Quando moriremo, non ci libreremo in aria, nessuna luce ci porterà in cielo; semplicemente andremo in pezzi, ci inabisseremo e non torneremo mai più.

Nel passaggio, nella trasformazione, noi non ricorderemo nulla di questa cosa chiamata vita; semplicemente, a poco a poco, saremo invece dimenticati.

Quando moriremo, i Popol Vuh non intoneranno per noi nessun mantra celestiale; ci sarà piuttosto il flusso e il riflusso di un’ambient serena ed avvolgente, densa marea notturna che consolerà i nostri silenzi.

Non rivedremo i nostri cari, non toccheremo le nuvole con le dita; semplicemente i droni estenuanti di Rosenthal culleranno il nostro riposo.

Quando moriremo, non cammineremo a piedi scalzi nei prati di un lussureggiante Eden; saremo invece seduti, immobili ad osservare per l’eternità un gigantesco monolite nero di suoni sfocati che inghiottirà la nostra memoria.

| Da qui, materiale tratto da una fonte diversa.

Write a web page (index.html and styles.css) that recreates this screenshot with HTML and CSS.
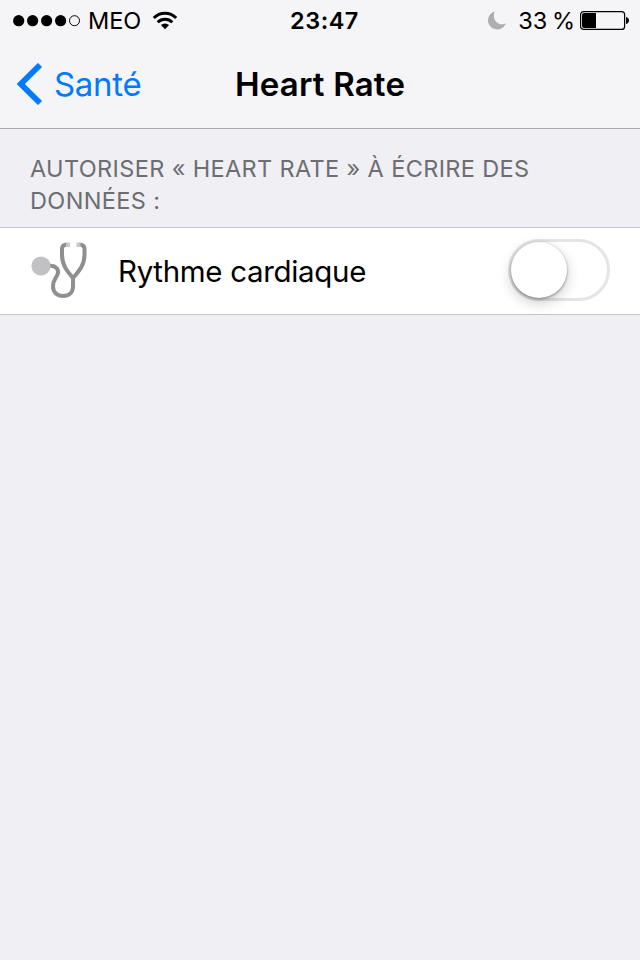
FILE: index.html
```html
<!DOCTYPE html>
<html lang="fr">
<head>
<meta charset="utf-8">
<title>Heart Rate</title>
<link rel="stylesheet" href="styles.css">
</head>
<body>
<header class="top">
  <div class="status">
    <div class="status-left">
      <svg class="signal" width="68" height="12" viewBox="0 0 68 12"><g><circle cx="5.700" cy="5.700" r="5.600"/><circle cx="19.600" cy="5.700" r="5.600"/><circle cx="33.600" cy="5.700" r="5.600"/><circle cx="47.600" cy="5.700" r="5.600"/><circle cx="61.500" cy="5.700" r="5" fill="none" stroke="#000" stroke-width="1"/></g></svg>
      <span class="carrier">MEO</span>
      <svg class="wifi" width="26" height="20" viewBox="0 0 26 20"><path d="M1.800 7a15.700 15.700 0 0 1 22.400 0M5.700 11.300a10.300 10.300 0 0 1 14.600 0" fill="none" stroke="#000" stroke-width="2.900"/><path d="M8.900 14.100a5.900 5.900 0 0 1 8.200 0L13 18.200z"/></svg>
    </div>
    <time class="clock">23:47</time>
    <div class="status-right">
      <svg class="moon" width="20" height="20" viewBox="0 0 20 20"><path d="M7.500 .5A9.200 9.200 0 1 0 18.900 12.300C13 15.600 4.500 10.300 7.500 .5z" fill="#aeaeb0"/></svg>
      <span class="percent">33 %</span>
      <svg class="battery" width="50" height="20" viewBox="0 0 50 20"><rect x=".6" y=".6" width="44" height="17.800" rx="3" fill="none" stroke="#000" stroke-width="1.200"/><path d="M2 4a2 2 0 0 1 2-2H16V17H4a2 2 0 0 1-2-2zM46 6c4 .5 4 6.500 0 7z"/></svg>
    </div>
  </div>
  <nav class="nav">
    <a class="back"><svg width="27" height="42" viewBox="0 0 27 42"><path d="M24 2L4.800 21 24 40" fill="none" stroke="#007aff" stroke-width="5.800"/></svg><span class="back-label">Santé</span></a>
    <h1 class="title">Heart Rate</h1>
  </nav>
</header>
<main>
  <h2 class="section"><span class="line-one">Autoriser « Heart Rate » à écrire des</span><br><span class="line-two">données :</span></h2>
  <div class="row">
    <svg class="stethoscope" width="58" height="58" viewBox="0 0 58 58"><g fill="none" stroke="#8e8e93" stroke-width="4"><path d="M36 3.500C32.500 3.500 31 5 31 8V14C31 24 36 30 42 37C48 30 53.500 24 53.500 14V8C53.500 5 52 3.500 48 3.500"/><path d="M19 24.700C25 24.500 28.500 29 26.500 33.500C24.500 38 22 39 22 45.500C22 51.500 26.500 55 32 55C38 55 42 51.500 42 45.500V36"/></g><path d="M35 1.500h4v4.500h-4zM45.500 1.500h4v4.500h-4z" fill="#c7c7cc"/><circle cx="10" cy="25" r="9.600" fill="#c1c1c3"/></svg>
    <span class="label">Rythme cardiaque</span>
    <span class="toggle"><span class="thumb"></span></span>
  </div>
</main>
</body>
</html>
```
FILE: styles.css
```css
* { box-sizing: border-box; }
body { margin: 0; width: 640px; height: 960px; overflow: hidden; background: #efeff4; color: #000; font-family: Inter, "Liberation Sans", sans-serif; }
svg { display: block; flex: none; }
.top { height: 129px; background: #f5f5f7; border-bottom: 1px solid #a9a9ac; }
.status { height: 40px; padding: 1px 10px 0 13px; display: grid; grid-template-columns: 1fr auto 1fr; align-items: center; font-size: 23.5px; line-height: 39px; }
.status-left, .status-right { display: flex; align-items: center; white-space: nowrap; }
.status-right { justify-content: flex-end; }
.carrier { margin-left: 7px; letter-spacing: -0.1px; }
.wifi { margin-left: 11px; }
.clock { font-weight: 600; font-size: 23.5px; letter-spacing: 0.5px; padding-left: 6px; }
.percent { margin: 0 5px 0 11px; word-spacing: -2px; }
.nav { height: 88px; padding: 0 16px; display: grid; grid-template-columns: 1fr auto 1fr; align-items: center; }
.back { display: flex; align-items: center; color: #007aff; font-size: 33px; gap: 11px; letter-spacing: -0.3px; }
.title { margin: 0; font-size: 33px; font-weight: 600; line-height: 40px; letter-spacing: 0.2px; }
.section { margin: 0; height: 98px; padding: 24px 30px 0; font-size: 23.5px; line-height: 32px; font-weight: 400; color: #6d6d72; text-transform: uppercase; white-space: nowrap; letter-spacing: 0.36px; }
.row { height: 88px; padding: 0 30px 2px 31px; display: flex; align-items: center; background: #fff; border: solid #c8c7cc; border-width: 1px 0; }
.label { margin-left: 29px; padding-top: 2px; font-size: 29.5px; letter-spacing: -0.32px; }
.toggle { margin-left: auto; width: 102px; height: 62px; border: 3px solid #e5e5e5; border-radius: 31px; }
.thumb { display: block; width: 56px; height: 56px; border-radius: 50%; background: #fff; box-shadow: 0 1px 3px rgba(0,0,0,.4), 0 5px 14px rgba(0,0,0,.2); }
```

E alla fine dei tempi, dietro noi un violino elettrico modulerà fasci di una purissima luce bianca; folate cristalline che proietteranno sul monolite le immagini della nostra vita terrena. Solo allora vedremo, tutte le parole che potevamo dire e che non abbiamo detto; tutte le cose che potevamo fare e che non abbiamo fatto; tutte le persone che potevamo essere e che non siamo stati.